Saturday 24 June 2017

Steve Dempsey: The evolution of the paywall - Are they getting less leaky?

'With the rise in ad-blocking, declines in print and also in online-advertising revenues, news outlets are trying to get more consumers to pay - and to get them to pay more.' File photo: Depositphotos
'With the rise in ad-blocking, declines in print and also in online-advertising revenues, news outlets are trying to get more consumers to pay - and to get them to pay more.' File photo: Depositphotos
Steve Dempsey

Steve Dempsey

Getting consumers to pay for news content online is tough, especially in English-speaking markets.

A recent Reuters Institute Digital News Report found that, on average, 9pc of English-speaking consumers claim to pay for online news content or have accessed a paid-for online news service in the last year.

But there are some interesting quirks.

In countries where paying for access to online news is relatively common, the amount paid is relatively low. So while 20pc of Polish consumers pay for news, the average amount they pay is just £9. Compare that with the UK, where only 7pc pay for news, but shell out a whopping £82.

In Ireland, we prefer to pay for news on a one-off basis rather than ongoing subscriptions, and 9pc of us claim to have paid for news, paying an annual average of £28. In the US, 9pc also pay, but the average amount is £62 per annum. The press in Scandinavia has had great success by offering consumers print-and-digital bundles. In Norway, for example, 27pc of consumers pay for online news, spending an annual average of £41.

With the rise in ad-blocking, declines in print and also in online-advertising revenues, news outlets are trying to get more consumers to pay - and to get them to pay more.

But before they look for cash, some publishers are looking for data. Washington Post readers who arrive to the site from social media have recently found that the publisher is asking them to log in, or give their email address, and sign up to the paper's 'Post Most' daily newsletter. Mind you, the Post has had a leaky paywall since 2013. However, until recently, stories accessed through search or social media didn't count against the paywall, but that loophole is closing it seems.

And other publishers are closing similar loopholes and backdoors, too. The Wall Street Journal has experimented with closing a similar gap in its paywall that allowed readers to find stories by Googling the headlines. At the Global Editors Network Summit in Vienna last week, Rainer Esser, general manager for Die Zeit, announced what he called a "charming paywall". All unique content from the paper and online editorial team will soon be put behind a paywall - but there'll be a set number of free stories. After the reader has reached their quota, they'll be prompted to sign up for a free trial for a set period. And once the free trial has expired, they'll have to pay. It's an incremental approach.

A more radical approach was announced by The New York Times at the Cannes Lions Advertising Festival last week.

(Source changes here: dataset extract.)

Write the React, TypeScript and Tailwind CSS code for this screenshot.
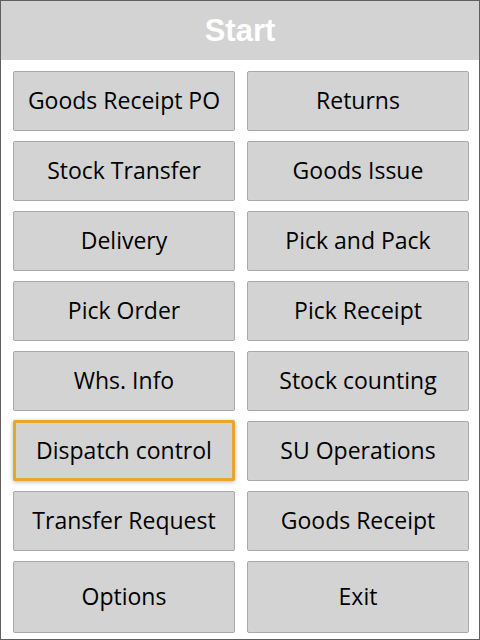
const items: string[] = [
  "Goods Receipt PO",
  "Returns",
  "Stock Transfer",
  "Goods Issue",
  "Delivery",
  "Pick and Pack",
  "Pick Order",
  "Pick Receipt",
  "Whs. Info",
  "Stock counting",
  "Dispatch control",
  "SU Operations",
  "Transfer Request",
  "Goods Receipt",
];

function MenuButton({ label, active, tall }: { label: string; active?: boolean; tall?: boolean }) {
  return (
    <button
      className={
        active
          ? "h-[61px] -mt-[1px] flex items-center justify-center pb-[1px] bg-[#d3d3d3] border-[3px] border-[#e4a82a] rounded-[2px] shadow-[0_1px_4px_rgba(0,0,0,0.3)] text-[23px] text-black"
          : tall
          ? "h-[72px] flex items-center justify-center pb-[1px] bg-[#d3d3d3] border border-[#a9a9a9] rounded-[2px] text-[23px] text-black"
          : "h-[60px] flex items-center justify-center pb-[1px] bg-[#d3d3d3] border border-[#a9a9a9] rounded-[2px] text-[23px] text-black"
      }
    >
      {label}
    </button>
  );
}

export default function App() {
  return (
    <div
      className="w-[480px] h-[640px] bg-white border border-[#5f5f5f] flex flex-col"
      style={{ fontFamily: '"Open Sans", "Noto Sans", sans-serif' }}
    >
      <div className="h-[59px] bg-[#d3d3d3] flex items-center justify-center">
        <h1
          className="text-[31px] font-bold text-white leading-none"
          style={{ fontFamily: '"Liberation Sans", Arial, sans-serif' }}
        >
          Start
        </h1>
      </div>
      <div className="grid grid-cols-2 gap-x-[12px] gap-y-[10px] pl-[12px] pr-[10px] pt-[11px]">
        {items.map((label) => (
          <MenuButton key={label} label={label} active={label === "Dispatch control"} />
        ))}
        <MenuButton label="Options" tall />
        <MenuButton label="Exit" tall />
      </div>
    </div>
  );
}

CEO Mark Thompson revealed that an ad-free online subscription offering is on the way.

Thompson said that readers need to realise "the journalism they enjoy costs real money and needs to be paid for".

This follows recent announcements that The New York Times may bar ad-blocker users from seeing any of the newspaper's content. An outright ban on ad-blocker users may well need to be part of this new subscription; how else could the New York Times prevent users from signing up for the current $9.99 subscription offering and using ad-blocking?

It's a strange plan, born of either big-brand hubris or big balls. And it's one that probably wouldn't work for lesser publishers who lack the size of audience to allow them to decrease their impressions for advertisers in return for small gains in subscription revenue.

So how do we square the publishers' desire to make people pay with the research that indicates they won't?

There may well be a two-tier net for publishers emerging. Premium brands that create unique and scarce content - whether through excellent journalism, by creating content for a niche audience or in a specific language - may well be able to successfully charge users for access to content.

The flipside is that any publisher who lacks a premium brand - built around a sense that it offers news and stories of importance that you won't get anywhere else - is going to struggle.

And in certain markets (I'm thinking English-speaking, general news sites - and yes, that's most news sites right here in Ireland), publishers are going to struggle to make people pay. Why would they when there are endless free news outlets, and also Facebook and Twitter giving them targeted, personalised news?

Having given away their content for free, and over-relied on an 'advertising-only' model, many publishers are now going to find it hard to make readers pay.